Um, the system is “hostile” to Islam? Really? Here’s a tip: prison systems all over the country bend over backward–and forward–to Muslims. That’s why it’s the best location for converting criminals to the religion and radicalizing them. It’s also why the Blind Sheikh, Omar Abdul Rahman, was able to recruit jihadists in Spain . . . from his Supermax prison cell! Uh, no, the prison system ain’t hostile to Islam. It’s a petri dish for it. The religion spreads and dominates like Ebola there.
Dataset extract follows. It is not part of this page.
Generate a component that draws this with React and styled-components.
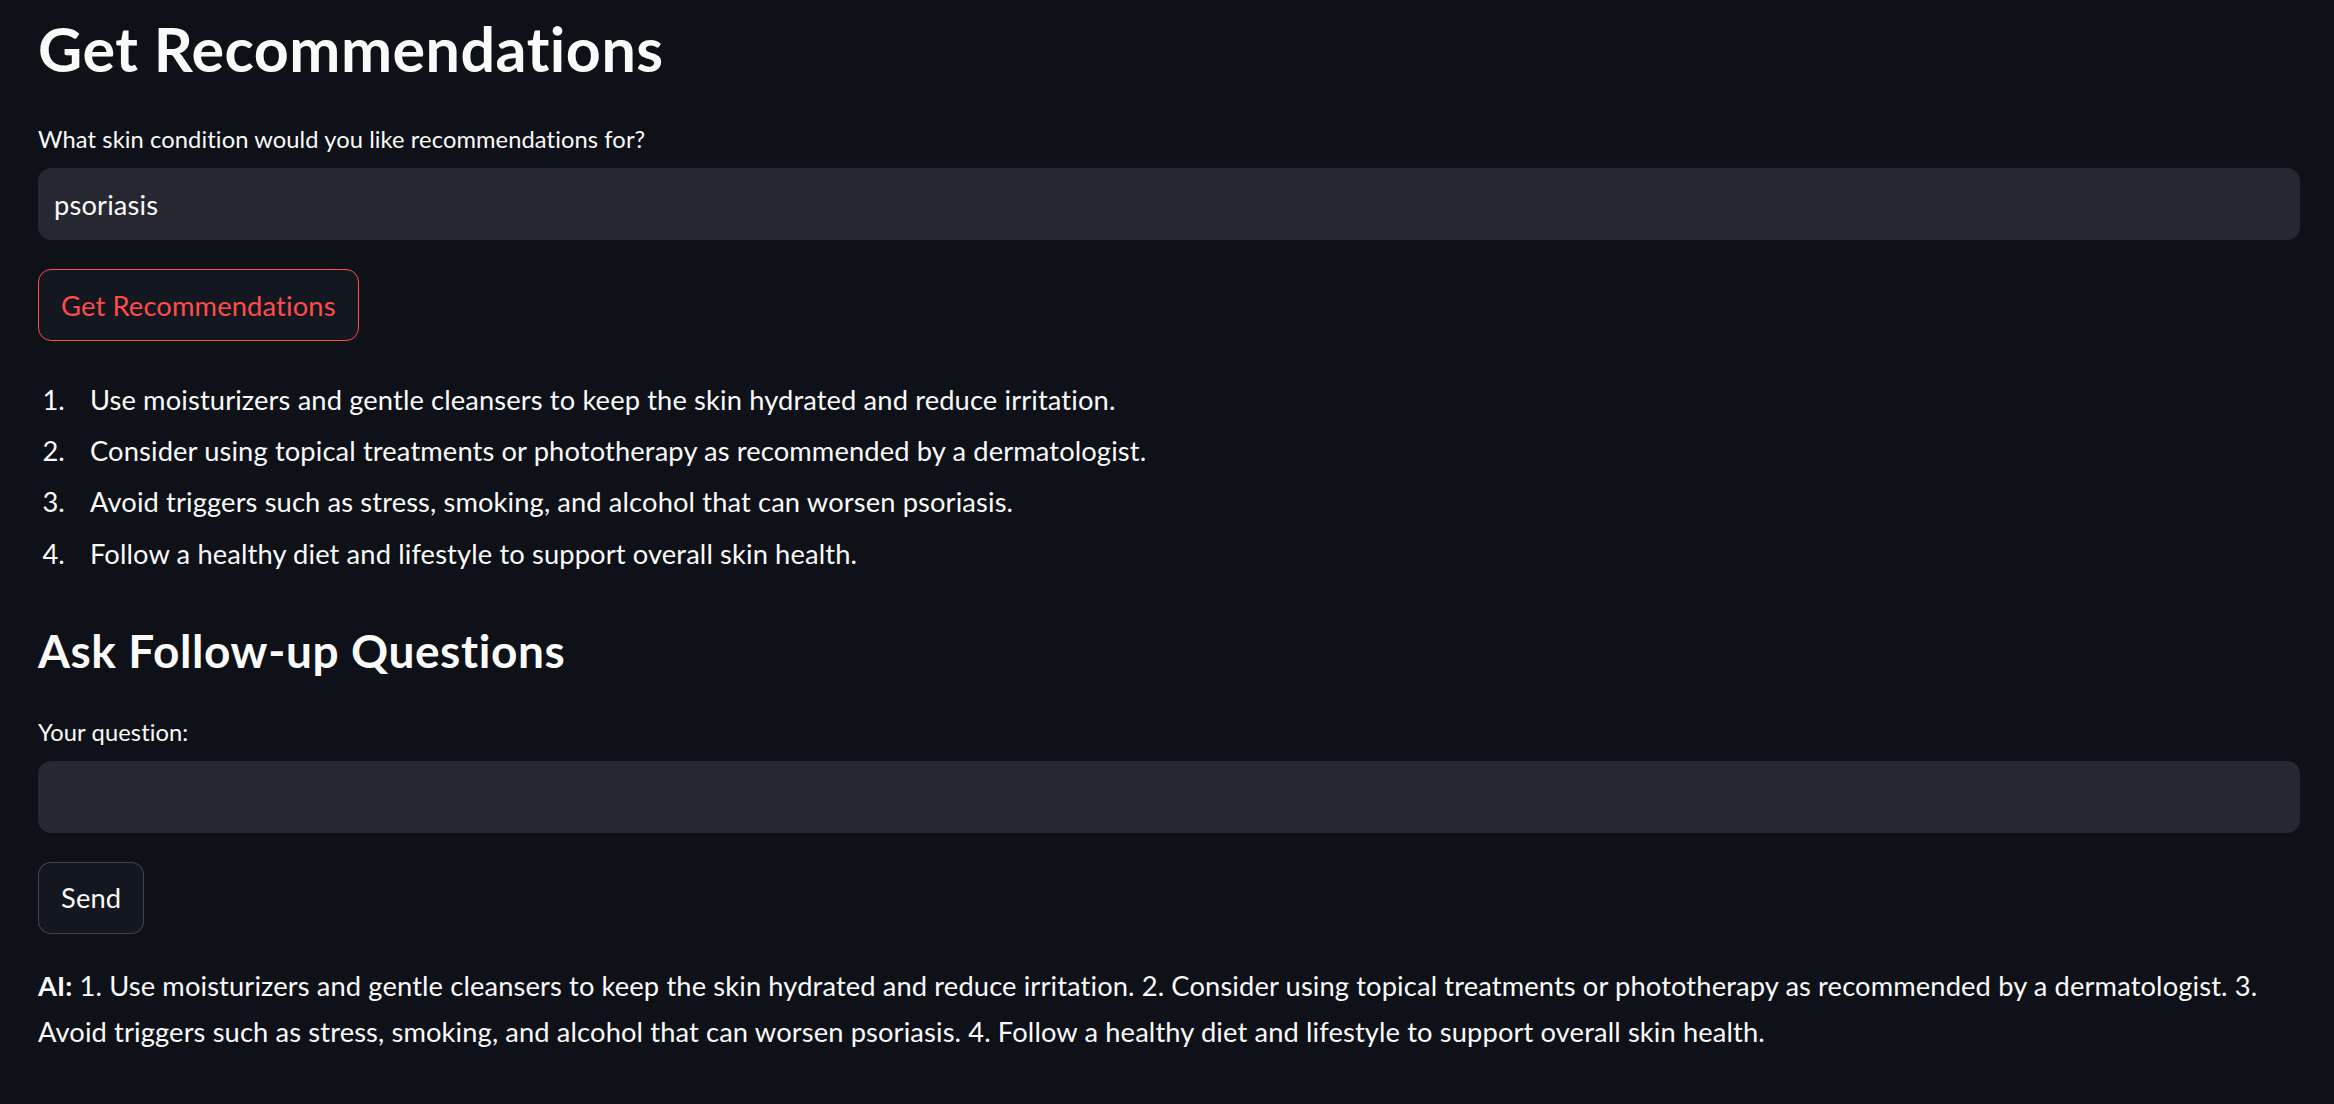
import React from 'react';
import styled, {createGlobalStyle} from 'styled-components';

const GlobalStyle = createGlobalStyle`
  html, body {
    margin: 0;
    padding: 0;
    background: #0e1117;
  }
  body {
    font-family: 'Lato', 'Liberation Sans', sans-serif;
    color: #fafafa;
  }
`;

const recommendations = [
  'Use moisturizers and gentle cleansers to keep the skin hydrated and reduce irritation.',
  'Consider using topical treatments or phototherapy as recommended by a dermatologist.',
  'Avoid triggers such as stress, smoking, and alcohol that can worsen psoriasis.',
  'Follow a healthy diet and lifestyle to support overall skin health.',
];

export default function App() {
  return (
    <>
      <GlobalStyle />
      <Main>
        <Title>Get Recommendations</Title>

        <Label>What skin condition would you like recommendations for?</Label>
        <TextInput type="text" defaultValue="psoriasis" />
        <Button $active>Get Recommendations</Button>

        <NumberedList>
          {recommendations.map((text) => (
            <Item key={text}>{text}</Item>
          ))}
        </NumberedList>

        <Subtitle>Ask Follow-up Questions</Subtitle>

        <Label>Your question:</Label>
        <TextInput type="text" defaultValue="" />
        <Button>Send</Button>

        <Answer>
          <strong>AI:</strong> 1. Use moisturizers and gentle cleansers to keep the skin hydrated and reduce
          irritation. 2. Consider using topical treatments or phototherapy as recommended by a dermatologist.
          3. Avoid triggers such as stress, smoking, and alcohol that can worsen psoriasis. 4. Follow a
          healthy diet and lifestyle to support overall skin health.
        </Answer>
      </Main>
    </>
  );
}

const Main = styled.main`
  display: flex;
  flex-direction: column;
  align-items: flex-start;
  padding: 0 34px 40px 38px;
`;

const Title = styled.h1`
  margin: 13px 0 0 0;
  font-size: 61px;
  line-height: 72px;
  font-weight: 700;
  letter-spacing: 0.5px;
  color: #fafafa;
`;

const Subtitle = styled.h2`
  margin: 49px 0 0 0;
  font-size: 46px;
  line-height: 54px;
  font-weight: 700;
  letter-spacing: 0.6px;
  color: #fafafa;
`;

const Label = styled.label`
  display: block;
  margin-top: 36px;
  font-size: 23.7px;
  line-height: 36px;
  letter-spacing: 0.1px;
  color: #fafafa;
`;

const TextInput = styled.input`
  box-sizing: border-box;
  width: 100%;
  height: 72px;
  margin-top: 11px;
  padding: 0 16px;
  border: none;
  outline: none;
  border-radius: 13px;
  background: #262730;
  color: #fafafa;
  font-family: inherit;
  font-size: 27.3px;
  letter-spacing: 0.15px;
`;

const Button = styled.button`
  box-sizing: border-box;
  height: 72px;
  margin-top: 29px;
  padding: 0 22px;
  border-radius: 13px;
  border: 1.5px solid ${(p) => (p.$active ? '#ff4b4b' : 'rgba(250, 250, 250, 0.2)')};
  background: rgb(19, 23, 32);
  color: ${(p) => (p.$active ? '#ff4b4b' : '#fafafa')};
  font-family: inherit;
  font-size: 27.3px;
  letter-spacing: 0.15px;
  cursor: pointer;
`;

const NumberedList = styled.ol`
  margin: 37px 0 0 0;
  padding: 0;
`;

const Item = styled.li`
  margin: 0 0 8px 34px;
  padding-left: 18px;
  font-size: 27.3px;
  line-height: 43.2px;
  letter-spacing: 0.12px;
  &:last-child {
    margin-bottom: 0;
  }
`;

const Answer = styled.p`
  margin: 29px 0 0 0;
  font-size: 27.3px;
  line-height: 46.5px;
  letter-spacing: 0.12px;
  strong {
    font-weight: 700;
  }
`;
Prison officials call Holt “a Yemen-trained Muslim fundamentalist” who threatened to kidnap and harm President George W. Bush’s daughters. He is serving a life sentence as a habitual offender for aggravated residential burglary and domestic battery after stabbing a former girlfriend in the neck and chest.

Both the federal district and appeals courts ruled against Holt, even though a magistrate who heard testimony said it was “almost preposterous” to think he could hide a weapon in his beard. The judges reasoned that Holt had been granted several other religious concessions, such as a prayer rug, a special diet and holiday observances, and they deferred to the state’s judgment about its security needs.

The federal government and 16 religious and law enforcement groups have lined up behind Holt. The Justice Department cited what it called the state’s “exaggerated fears or mere speculation” about security. Eighteen states backed Arkansas in the case.

Figures that Obama and Eric Holder are on this cretin’s side, but which idiotic law enforcement groups are? I’ll look into it and let you know.

Bleepin’ morons!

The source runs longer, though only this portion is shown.